When I mentioned that somebody forgot to tell that to the teams of future recording stars I saw lounging around on the street corners, my guide responded. “They are sub-Saharans.”

While I did not want to disagree, I countered that not all of these men appeared to be immigrants.

“Now that there is lots of work, we have lots of “black” immigrants. This is a real problem,” he replied.

If that’s true, then somebody needs to update the government’s official immigration records. As of July 2004, Libya only had around 150,000 registered non-aliens — most of who now appeared to warming corners in Tripoli.

“We are trying to control the borders, but once these people arrive here they bring crime and drugs. The blacks come here and they don’t work, they bring drugs,” said my guide to end the conversation.
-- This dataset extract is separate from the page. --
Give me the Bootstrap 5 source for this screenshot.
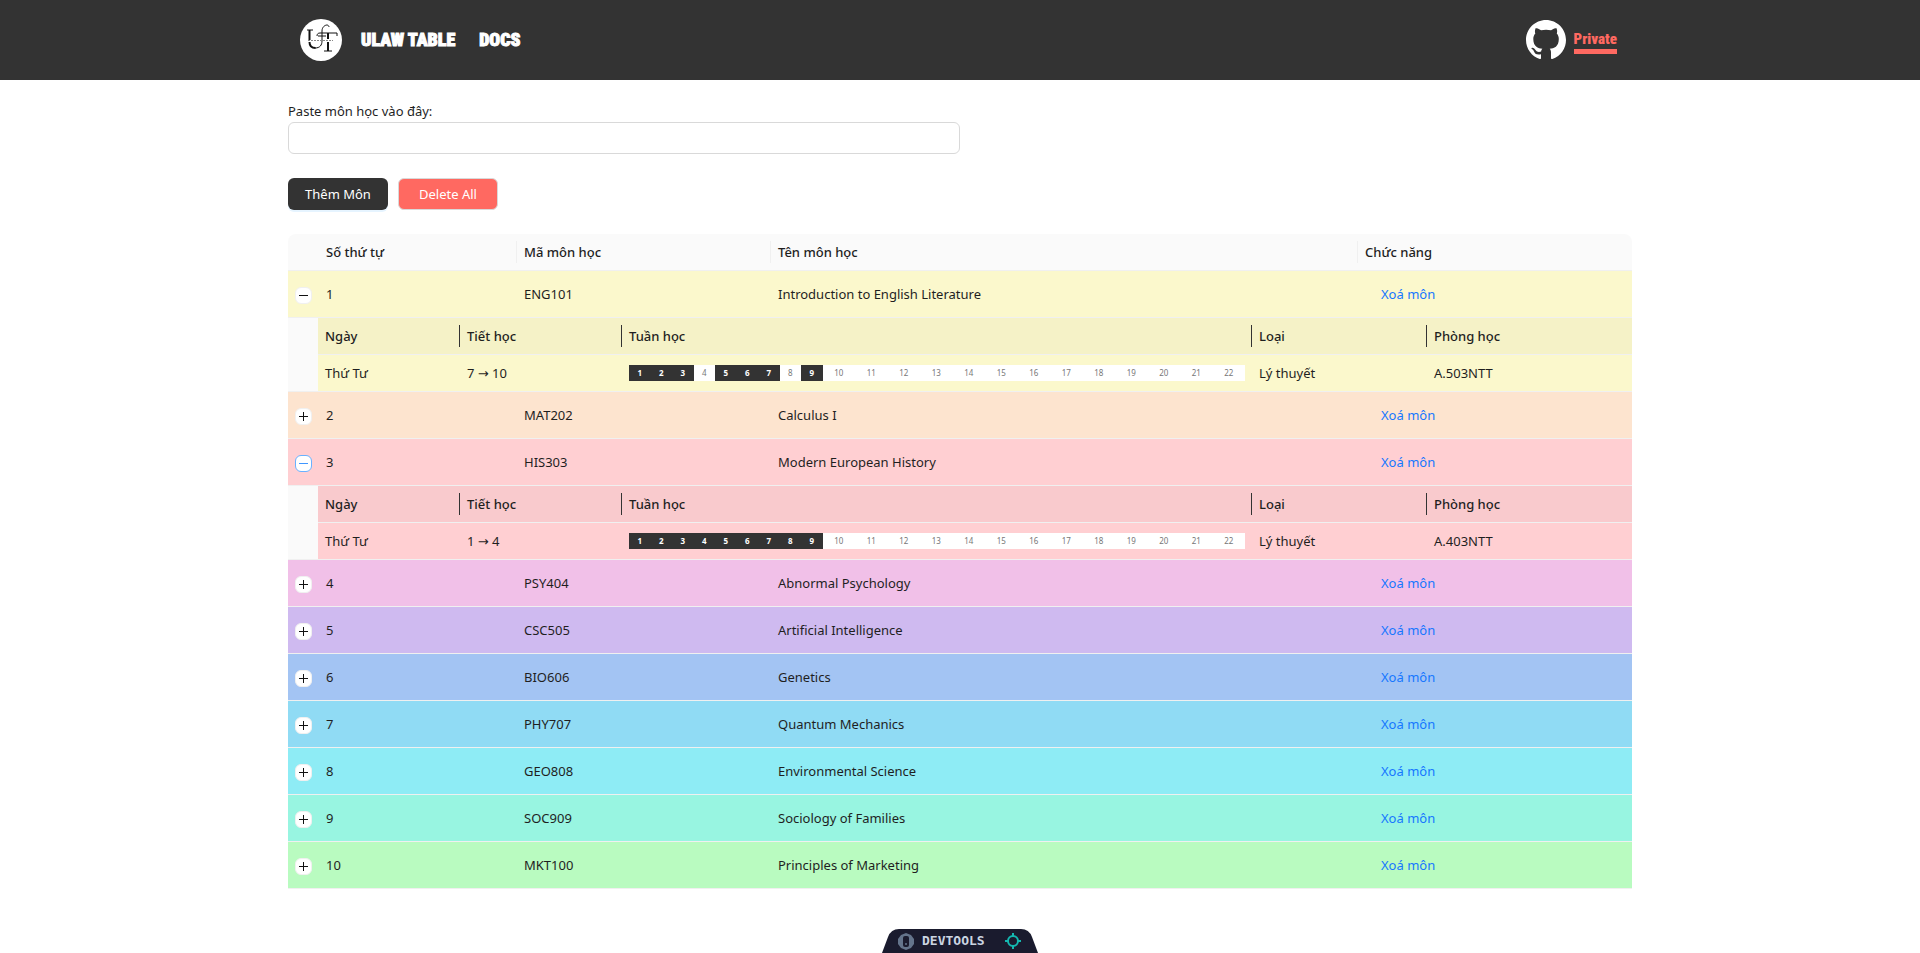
<!DOCTYPE html>
<html lang="vi">
<head>
<meta charset="utf-8">
<meta name="viewport" content="width=device-width, initial-scale=1">
<title>ULAW Table</title>
<link href="https://cdn.jsdelivr.net/npm/bootstrap@5.3.0/dist/css/bootstrap.min.css" rel="stylesheet">
<style>
  body { font: 13px/22px "Noto Sans", "Open Sans", sans-serif; color: #1f1f1f; background: #fff; }
  .page-width { width: 70%; }
  .topbar { background: #333; height: 80px; }
  .topbar nav { padding: 0 15px 0 12px; }
  .topbar a { font-family: Impact, "Roboto Condensed", "Liberation Sans Narrow", sans-serif; font-weight: 900; color: #fff; font-size: 18px; line-height: 24px; text-decoration: none; -webkit-text-stroke: 1px currentColor; }
  .topbar a.brand-mark { margin-right: 19px; }
  .topbar a.private-link { color: #ff6961; font-size: 15px; line-height: 20px; padding-top: 2px; border-bottom: 5px solid #ff6961; -webkit-text-stroke: 0; }
  .paste-box { width: 50%; height: 32px; border: 1px solid #d9d9d9; border-radius: 6px; }
  .actions { gap: 10px; }
  .act { width: 100px; height: 32px; border-radius: 6px; border: 0; color: #fff; padding: 0; }
  .act-add { background: #333; box-shadow: 0 2px 0 rgba(5,145,255,.1); }
  .act-del { background: #ff6961; border: 1px solid #d9d9d9; }
  table { table-layout: fixed; width: 100%; border-collapse: separate; border-spacing: 0; }
  th, td { padding: 0 7px; border-bottom: 1px solid #f0f0f0; }
  th { font-weight: 500; height: 37px; position: relative; }
  .courses > thead th { background: #fafafa; }
  .courses > thead th:first-child { border-top-left-radius: 8px; }
  .courses > thead th:last-child { border-top-right-radius: 8px; }
  .courses > thead th:nth-child(2), .courses > tbody > tr:not(.detail) > td:nth-child(2) { padding-left: 8px; }
  .courses > tbody > tr > td { height: 47px; background: var(--tone); }
  .courses > tbody > tr > td.toggle-cell { padding: 0; }
  .courses > tbody > tr.detail > td { height: 74px; padding: 0; border: 0; }
  .courses > tbody > tr.detail > td:first-child { background: #fafafa; border-bottom: 1px solid #f0f0f0; }
  .sessions th { background: rgba(0,0,0,.025); }
  .sessions td { height: 37px; }
  .arrow { font-family: "DejaVu Sans", sans-serif; }
  .split::after { content: ""; position: absolute; right: 0; top: 7px; width: 1px; height: 22px; background: #f0f0f0; }
  .sessions .split::after { background: #333; }
  .toggle { display: block; width: 17px; height: 17px; margin: 2px auto 0; padding: 0; border: 1px solid #f0f0f0; border-radius: 6px; background: #fff; color: #111; }
  .toggle svg { display: block; margin: 2px; }
  .toggle.focused { border-color: #69b1ff; color: #4096ff; }
  .remove { border: 0; background: none; color: #1677ff; padding: 0 16px; }
  .weeks { display: grid; grid-template-columns: repeat(9, 43fr) repeat(13, 65fr); background: #fff; color: #777; font-size: 8px; line-height: 16px; text-align: center; }
  .weeks b { background: #333; color: #fff; }
  .devtools { border: 0; background: none; padding: 0; width: 156px; height: 24px; }
</style>
</head>
<body class="min-vh-100 d-flex flex-column">
<header class="topbar">
  <nav class="page-width h-100 mx-auto d-flex align-items-center">
    <a class="brand-mark" href="#" aria-label="Home"><svg class="d-block" width="42" height="42" viewBox="0 0 42 42"><circle cx="21" cy="21" r="21" fill="#fff"/><g fill="none" stroke="#111"><path d="M7 11h6M24 32h8M17 17c0-2 1-3 3-3h17v3"/><path stroke-width="2" d="M9.500 11v10M9.500 23c0 5 3 6 6 6M28 14v6M28 23v9"/><path d="M15 29c5 0 7-3 7-7V12c0-4 3-6 5-6 1 0 2 1 2 2M18 17h8"/><path stroke="#888" stroke-dasharray="2 1" d="M8 21.500h25"/></g></svg></a>
    <a class="me-4" href="#">ULAW TABLE</a>
    <a href="#">DOCS</a>
    <a class="ms-auto me-2" href="#" aria-label="GitHub"><svg class="d-block" width="40" height="40" viewBox="0 0 16 16" fill="#fff" stroke="none"><path d="M8 0C3.580 0 0 3.580 0 8c0 3.540 2.290 6.530 5.470 7.590.4.070.55-.17.55-.38 0-.19-.01-.82-.01-1.490-2.010.37-2.530-.49-2.690-.94-.09-.23-.48-.94-.82-1.130-.28-.15-.68-.52-.01-.53.63-.01 1.080.58 1.230.82.72 1.210 1.870.87 2.330.66.07-.52.28-.87.51-1.070-1.780-.2-3.640-.89-3.640-3.950 0-.87.31-1.590.82-2.150-.08-.2-.36-1.020.08-2.120 0 0 .67-.21 2.200.82.64-.18 1.320-.27 2-.27s1.360.09 2 .27c1.530-1.040 2.200-.82 2.200-.82.44 1.100.16 1.920.08 2.120.51.56.82 1.270.82 2.150 0 3.070-1.870 3.750-3.650 3.950.29.25.54.73.54 1.480 0 1.070-.01 1.930-.01 2.200 0 .21.15.46.55.38A8.010 8.010 0 0 0 16 8c0-4.420-3.580-8-8-8"/></svg></a>
    <a class="private-link" href="#">Private</a>
  </nav>
</header>
<main class="page-width mx-auto pt-3">
  <div class="pt-1"><label class="d-block" for="paste">Paste môn học vào đây:</label>
  <input class="paste-box d-block px-2" id="paste" type="text"></div>
  <div class="actions d-flex my-4"><button class="act act-add" type="button">Thêm Môn</button><button class="act act-del" type="button">Delete All</button></div>
  <table class="courses">
    <colgroup><col style="width:30px"><col style="width:199px"><col style="width:254px"><col><col style="width:274px"></colgroup>
    <thead><tr><th aria-label="Expand"></th><th class="split">Số thứ tự</th><th class="split">Mã môn học</th><th class="split">Tên môn học</th><th>Chức năng</th></tr></thead>
    <tbody id="rows"></tbody>
  </table>
</main>
<footer class="mt-auto d-flex justify-content-center">
  <button class="devtools" type="button" aria-label="Devtools"><svg class="d-block" width="156" height="24" viewBox="0 0 156 24"><path fill="#1a1b2e" d="M0 24 6 8Q9 0 17 0H139Q147 0 150 8L156 24Z"/><path fill="#64748b" d="m24 4 5 2 3 4v5l-3 4-5 2-5-2-3-4v-5l3-4z"/><rect x="21" y="7" width="6" height="11" rx="2" fill="#1a1b2e"/><circle cx="24" cy="15" r="1" fill="#64748b"/><text x="40" y="16" fill="#cbd5e1" font-family="DejaVu Sans Mono" font-weight="700" font-size="13">DEVTOOLS</text><g fill="none" stroke="#14b8b0" stroke-width="2"><circle cx="131" cy="12" r="5"/><path d="M131 4v4M131 16v4M123 12h4M135 12h4"/></g></svg></button>
</footer>
<script src="https://cdn.jsdelivr.net/npm/bootstrap@5.3.0/dist/js/bootstrap.bundle.min.js"></script>
<script>
  const courses = [
    ['ENG101', 'Introduction to English Literature', '#fbf8cc', { time: [7, 10], room: 'A.503NTT', weeks: [1,2,3,5,6,7,9] }],
    ['MAT202', 'Calculus I', '#fde4cf'],
    ['HIS303', 'Modern European History', '#ffcfd2', { time: [1, 4], room: 'A.403NTT', weeks: [1,2,3,4,5,6,7,8,9], focused: true }],
    ['PSY404', 'Abnormal Psychology', '#f1c0e8'],
    ['CSC505', 'Artificial Intelligence', '#cfbaf0'],
    ['BIO606', 'Genetics', '#a3c4f3'],
    ['PHY707', 'Quantum Mechanics', '#90dbf4'],
    ['GEO808', 'Environmental Science', '#8eecf5'],
    ['SOC909', 'Sociology of Families', '#98f5e1'],
    ['MKT100', 'Principles of Marketing', '#b9fbc0']
  ];
  const weekCells = on => Array.from({ length: 22 }, (_, i) => on.includes(i + 1) ? `<b>${i + 1}</b>` : `<span>${i + 1}</span>`).join('');
  document.getElementById('rows').innerHTML = courses.map(([code, name, tone, d], i) => `
    <tr style="--tone:${tone}"><td class="toggle-cell"><button type="button" class="toggle ${d && d.focused ? 'focused' : ''}" aria-expanded="${!!d}" aria-label="${name}"><svg width="11" height="11" viewBox="0 0 11 11" stroke="currentColor"><path d="M1 5.500h9${d ? '' : 'M5.500 1v9'}"/></svg></button></td>
    <td>${i + 1}</td><td>${code}</td><td>${name}</td><td><button type="button" class="remove">Xoá môn</button></td></tr>` + (d ? `
    <tr class="detail" style="--tone:${tone}"><td></td><td colspan="4"><table class="sessions">
      <colgroup><col style="width:142px"><col style="width:162px"><col><col style="width:175px"><col style="width:205px"></colgroup>
      <thead><tr><th class="split">Ngày</th><th class="split">Tiết học</th><th class="split">Tuần học</th><th class="split">Loại</th><th>Phòng học</th></tr></thead>
      <tbody><tr><td>Thứ Tư</td><td>${d.time.join(' <span class="arrow">→</span> ')}</td><td><div class="weeks">${weekCells(d.weeks)}</div></td><td>Lý thuyết</td><td>${d.room}</td></tr></tbody>
    </table></td></tr>` : '')).join('');
</script>
</body>
</html>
Racist comment aside, I was struck by the thought of how poor some of these African countries must be if Libya is now an immigrant’s paradise. In fairness though, there is a word of truth in those statements. A quick glance at the countries that border Libya — Algeria, Chad, Egypt, Niger, Sudan, and Tunisia — shows none are economic beacons. And with oil revenues pouring in, and a relatively small population of around 5.6 million spread over an area the roughly the size of Alaska, this has converted Libya into having one of the highest per capita Gross Domestic Products in Africa.

There is a sense that things could be improving and businesses are seeking to be ready when the hoped for planeloads of Americans start rolling in.

The Corintios Hotel where I stayed was elegant, spotless, and had an extremely professional staff. My Texas-sized suite also had a bathroom bigger than my children’s bedrooms back in Madrid. There was a spa, a giant swimming pool, and even loads of non-alcoholic green-bottled Beck’s beer.

I’m sure there is a story there too, but I was never able to find out more. Still, I’d like to find out who was the Beck’s marketing genius behind that smooth — yet cruel — deal. A tingent taste of beer, withholding the thrill of the alcoholic buzz.